_STORED DATA_
____

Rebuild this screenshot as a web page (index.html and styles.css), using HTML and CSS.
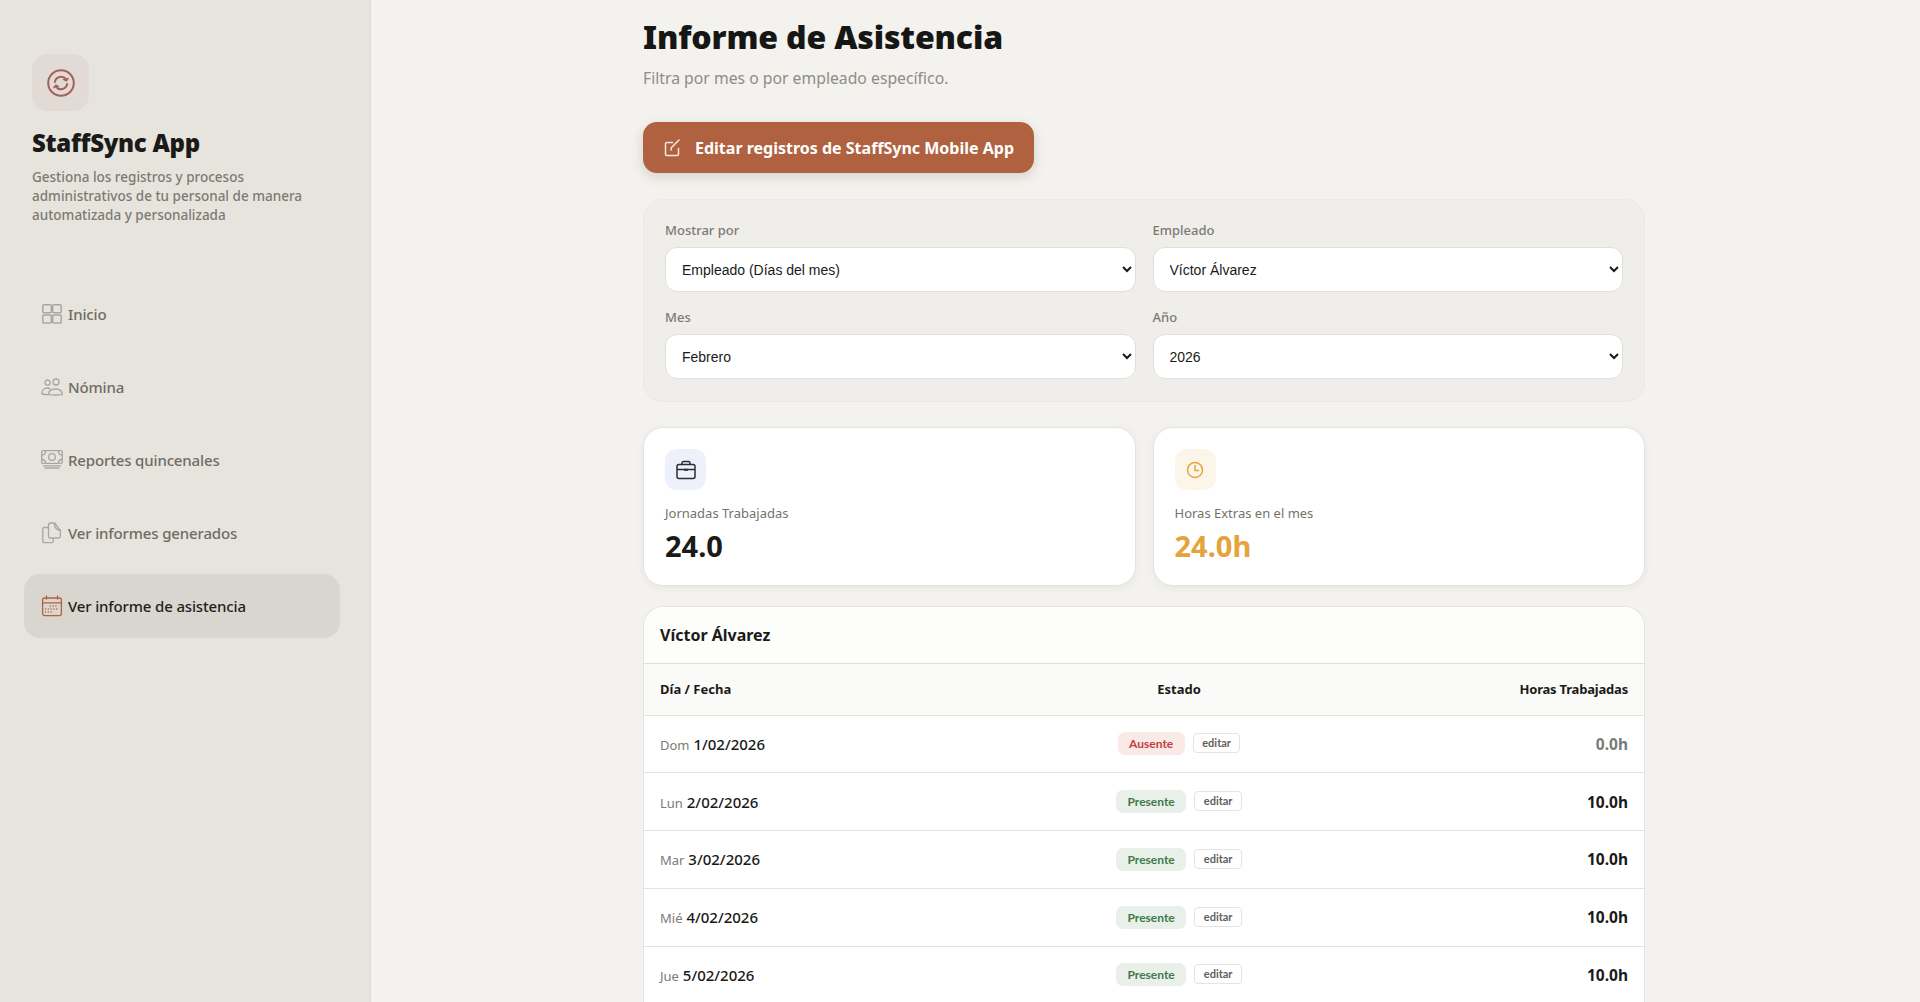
FILE: index.html
```html
<!DOCTYPE html>
<html lang="es">
<head>
<meta charset="utf-8">
<title>Informe de Asistencia</title>
<link rel="stylesheet" href="styles.css">
</head>
<body>
<div class="app">
  <aside class="sidebar">
    <div class="logo">
      <svg width="30" height="30" viewBox="0 0 30 30" fill="none" stroke="#a5605c" stroke-width="2" stroke-linecap="round" stroke-linejoin="round"><circle cx="15" cy="15" r="12.8"/><path d="M8.8 14a6.4 6.4 0 0 1 11.4-2.600"/><path d="M21.200 16a6.400 6.400 0 0 1-11.400 2.600"/><path d="M22 10.500l-1.800 2.300-2.600-1.400" stroke-width="1.600"/><path d="M8 19.500l1.800-2.300 2.600 1.400" stroke-width="1.600"/></svg>
    </div>
    <h2 class="brand">StaffSync App</h2>
    <p class="tagline">Gestiona los registros y procesos administrativos de tu personal de manera automatizada y personalizada</p>
    <nav class="nav">
      <a class="nav-item">
        <svg class="nav-icon" viewBox="0 0 22 22" fill="none" stroke="#a9a69f" stroke-width="1.500"><rect x="1.800" y="1.800" width="8.500" height="8" rx="1"/><rect x="11.700" y="1.800" width="8.500" height="8" rx="1"/><rect x="1.800" y="12" width="8.500" height="8" rx="1"/><rect x="11.700" y="12" width="8.500" height="8" rx="1"/></svg>
        <span>Inicio</span>
      </a>
      <a class="nav-item">
        <svg class="nav-icon" viewBox="0 0 22 22" fill="none" stroke="#a9a69f" stroke-width="1.300"><circle cx="6.600" cy="6.600" r="2.600"/><circle cx="15" cy="6" r="3"/><path d="M.8 18c0-3.600 2.400-6 5.400-6 1.200 0 2.200.3 3 .9"/><path d="M7.600 18.600c0-3.600 3-5.600 7-5.600s6.600 2 6.600 5.600c-4.400.5-9.200.5-13.600 0z"/><path d="M.8 18c1.800.5 4 .6 6.200.6"/></svg>
        <span>Nómina</span>
      </a>
      <a class="nav-item">
        <svg class="nav-icon" viewBox="0 0 22 22" fill="none" stroke="#a9a69f" stroke-width="1.300"><rect x=".7" y="1.700" width="20.600" height="12.600" rx="1.200"/><circle cx="11" cy="8" r="3.400"/><path d="M1 6c2 0 3.500-1.600 3.600-4M21 6c-2 0-3.500-1.600-3.600-4M1 10.500c2 0 3.500 1.500 3.600 3.500M21 10.500c-2 0-3.500 1.500-3.600 3.500"/><path d="M2 16.800h18M3.500 19h15"/></svg>
        <span>Reportes quincenales</span>
      </a>
      <a class="nav-item">
        <svg class="nav-icon" viewBox="0 0 22 22" fill="none" stroke="#a9a69f" stroke-width="1.300" stroke-linejoin="round"><path d="M7.500 5.500H3.200c-.8 0-1.400.6-1.400 1.400v12.400c0 .8.600 1.400 1.400 1.400h7.600c.8 0 1.400-.6 1.400-1.400V16"/><path d="M7.500 3v11.600c0 .8.600 1.400 1.400 1.400h9c.8 0 1.400-.6 1.400-1.400V8.500L13.500 1H9.500c-1 0-2 1-2 2z"/><path d="M13.500 1c-.4 3 .6 6.500 5.800 7.500"/></svg>
        <span>Ver informes generados</span>
      </a>
      <a class="nav-item active">
        <svg class="nav-icon" viewBox="0 0 22 22" fill="none" stroke="#b06240" stroke-width="1.300" stroke-linecap="round"><rect x="1.600" y="3" width="18.800" height="17.600" rx="2"/><path d="M1.600 7.800h18.800M5.500 1v3M16.500 1v3"/><path stroke-width="1.500" stroke-dasharray="0 2.800" d="M9.300 11h8M4.500 14h13M4.500 17h8"/></svg>
        <span>Ver informe de asistencia</span>
      </a>
    </nav>
  </aside>
  <main class="main">
    <div class="content">
      <h1 class="title">Informe de Asistencia</h1>
      <p class="subtitle">Filtra por mes o por empleado específico.</p>
      <a class="edit-btn">
        <svg width="18" height="18" viewBox="0 0 18 18" fill="none" stroke="#fff" stroke-opacity=".85" stroke-width="1.500" stroke-linecap="round" stroke-linejoin="round"><path d="M8.500 3.500H2.800C2 3.500 1.500 4 1.500 4.800v10.400c0 .8.500 1.300 1.300 1.300h10.400c.8 0 1.300-.5 1.300-1.300V9.500"/><path d="M7 11l.5-2.500L15 1"/></svg>
        <span>Editar registros de StaffSync Mobile App</span>
      </a>
      <section class="filters">
        <label class="field"><span class="field-label">Mostrar por</span>
          <select class="field-select"><option>Empleado (Días del mes)</option></select></label>
        <label class="field"><span class="field-label">Empleado</span>
          <select class="field-select"><option>Víctor Álvarez</option></select></label>
        <label class="field"><span class="field-label">Mes</span>
          <select class="field-select"><option>Febrero</option></select></label>
        <label class="field"><span class="field-label">Año</span>
          <select class="field-select"><option>2026</option></select></label>
      </section>
      <section class="stats">
        <div class="stat">
          <div class="stat-icon blue">
            <svg width="22" height="22" viewBox="0 0 22 22" fill="none" stroke="#2b2b33" stroke-width="1.500" stroke-linejoin="round"><rect x="2" y="5.500" width="18" height="14" rx="2"/><path d="M7 5.500V4c0-1 .6-1.600 1.600-1.600h4.800c1 0 1.600.6 1.600 1.600v1.500"/><path d="M2 10.500h18"/><path d="M9 10.800h4" stroke-width="2"/></svg>
          </div>
          <div class="stat-label">Jornadas Trabajadas</div>
          <div class="stat-value">24.0</div>
        </div>
        <div class="stat">
          <div class="stat-icon amber">
            <svg width="20" height="20" viewBox="0 0 20 20" fill="none" stroke="#e5a33b" stroke-width="1.500" stroke-linecap="round" stroke-linejoin="round"><circle cx="10" cy="10" r="7.500"/><path d="M10 5.500V10.500h3.500"/></svg>
          </div>
          <div class="stat-label">Horas Extras en el mes</div>
          <div class="stat-value amber-text">24.0h</div>
        </div>
      </section>
      <section class="report">
        <h3 class="report-title">Víctor Álvarez</h3>
        <table class="report-table">
          <thead>
            <tr><th class="col-day">Día / Fecha</th><th class="col-state">Estado</th><th class="col-hours">Horas Trabajadas</th></tr>
          </thead>
          <tbody>
            <tr><td class="col-day"><span class="dow">Dom</span> 1/02/2026</td><td class="col-state"><span class="badge absent">Ausente</span><span class="edit-tag">editar</span></td><td class="col-hours zero">0.0h</td></tr>
            <tr><td class="col-day"><span class="dow">Lun</span> 2/02/2026</td><td class="col-state"><span class="badge present">Presente</span><span class="edit-tag">editar</span></td><td class="col-hours">10.0h</td></tr>
            <tr><td class="col-day"><span class="dow">Mar</span> 3/02/2026</td><td class="col-state"><span class="badge present">Presente</span><span class="edit-tag">editar</span></td><td class="col-hours">10.0h</td></tr>
            <tr><td class="col-day"><span class="dow">Mié</span> 4/02/2026</td><td class="col-state"><span class="badge present">Presente</span><span class="edit-tag">editar</span></td><td class="col-hours">10.0h</td></tr>
            <tr><td class="col-day"><span class="dow">Jue</span> 5/02/2026</td><td class="col-state"><span class="badge present">Presente</span><span class="edit-tag">editar</span></td><td class="col-hours">10.0h</td></tr>
          </tbody>
        </table>
      </section>
    </div>
  </main>
</div>
</body>
</html>
```
FILE: styles.css
```css
* { box-sizing: border-box; }
html, body { margin: 0; height: 100%; overflow: hidden; }
body { font-family: "Noto Sans", "Open Sans", sans-serif; color: #1a1a18; background: #f3f2ee; }
.app { display: flex; height: 1002px; }

.sidebar { width: 371px; flex: none; background: #e7e4dd; border-right: 1px solid #dedbd4; padding: 54px 30px 0 24px; }
.logo { width: 57px; height: 57px; margin-left: 8px; border-radius: 16px; background: #e2dad5; display: flex; align-items: center; justify-content: center; }
.brand { margin: 16px 0 0 8px; font-size: 24px; line-height: 32px; font-weight: 900; letter-spacing: -.3px; color: #1a1a18; }
.tagline { margin: 9px 0 0 8px; width: 290px; font-size: 13.5px; line-height: 19px; font-weight: 500; color: #7d7a73; }
.nav { margin-top: 57px; display: flex; flex-direction: column; gap: 9px; }
.nav-item { height: 64px; display: flex; align-items: center; gap: 5px; padding-left: 17px; border-radius: 16px; font-size: 15px; letter-spacing: -.15px; font-weight: 500; color: #6f6c66; }
.nav-item.active { background: #d9d6cf; color: #1f1e1c; }
.nav-icon { width: 22px; height: 22px; flex: none; }

.main { flex: 1; min-width: 0; padding-right: 3px; }
.content { width: 1002px; margin: 0 auto; padding-top: 15px; }
.title { margin: 0; font-size: 32px; line-height: 44px; font-weight: 900; letter-spacing: -.15px; color: #161614; }
.subtitle { margin: 7px 0 0; font-size: 15.75px; line-height: 24px; color: #8f8c86; }
.edit-btn { margin-top: 32px; width: 391px; height: 51px; display: flex; align-items: center; gap: 13px; padding-left: 21px; border-radius: 14px; background: #b06240; color: #fff; font-size: 16px; font-weight: 700; box-shadow: 0 4px 12px rgba(90, 60, 40, .18); }

.filters { margin-top: 26px; padding: 20px 21px 22px; background: #efeeeb; border: 1px solid #ebe9e5; border-radius: 20px; display: grid; grid-template-columns: 1fr 1fr; gap: 15px 17px; }
.field { display: block; }
.field-label { display: block; font-size: 13px; line-height: 20px; font-weight: 500; color: #7d7a73; margin-bottom: 7px; }
.field-select { display: block; width: 100%; height: 45px; padding: 0 10px 0 12px; border: 1px solid #e0dfdb; border-radius: 12px; background: #fff; font-family: "Liberation Sans", Arial, sans-serif; font-size: 14px; color: #1a1a18; }

.stats { margin-top: 25px; display: grid; grid-template-columns: 1fr 1fr; gap: 17px; }
.stat { height: 159px; padding: 21px; background: #fff; border: 1px solid #e5e4e0; border-radius: 20px; box-shadow: 0 2px 8px rgba(0, 0, 0, .05); }
.stat-icon { width: 41px; height: 41px; border-radius: 12px; display: flex; align-items: center; justify-content: center; }
.stat-icon.blue { background: #eef1fb; }
.stat-icon.amber { background: #fcf6ea; }
.stat-label { margin-top: 13px; font-size: 13px; line-height: 20px; color: #75726c; }
.stat-value { margin-top: 2px; font-size: 29px; line-height: 42px; font-weight: 700; color: #1a1a18; }
.amber-text { color: #e5a33b; }

.report { margin-top: 20px; background: #fff; border: 1px solid #e5e4e0; border-radius: 20px 20px 0 0; border-bottom: 0; }
.report-title { margin: 0; height: 57px; padding: 0 16px; display: flex; align-items: center; font-size: 16px; font-weight: 700; color: #1a1a18; background: #fdfdfc; border-radius: 20px 20px 0 0; border-bottom: 1px solid #e0dfdb; }
.report-table { width: 100%; border-collapse: collapse; table-layout: fixed; }
.report-table th { height: 51px; font-size: 13px; font-weight: 700; color: #1a1a18; background: #fafaf9; border-bottom: 1px solid #e3e2de; }
.report-table th.col-hours { letter-spacing: -.2px; }
.report-table td { height: 57.75px; font-size: 15px; font-weight: 500; border-bottom: 1px solid #e3e2de; }
.col-day { width: 407px; padding-left: 16px; text-align: left; }
.col-state { width: 256px; text-align: center; }
.col-hours { padding-right: 16px; text-align: right; }
.report-table td.col-hours { font-size: 15.5px; font-weight: 700; }
.report-table td.zero { color: #7a7a78; }
.dow { font-size: 13px; font-weight: 400; color: #7d7a73; }
.badge { display: inline-block; padding: 0 11.5px; height: 23px; line-height: 23px; border-radius: 7px; font-family: Lato, sans-serif; font-size: 12px; font-weight: 700; }
.badge.absent { background: #f9e9e7; color: #bf4141; }
.badge.present { background: #e9f0e9; color: #3f7a4a; }
.edit-tag { display: inline-block; margin-left: 8px; padding: 0 8.500px; height: 20px; line-height: 18px; border: 1px solid #e5e4e0; border-radius: 4px; background: #fff; font-family: Lato, sans-serif; font-size: 11px; font-weight: 700; color: #5f5f5d; vertical-align: 1px; }
```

____

_OBJECTIVE_
Find every line containing the word "index", then give the total and nothing more.

_FINAL RESULT_
2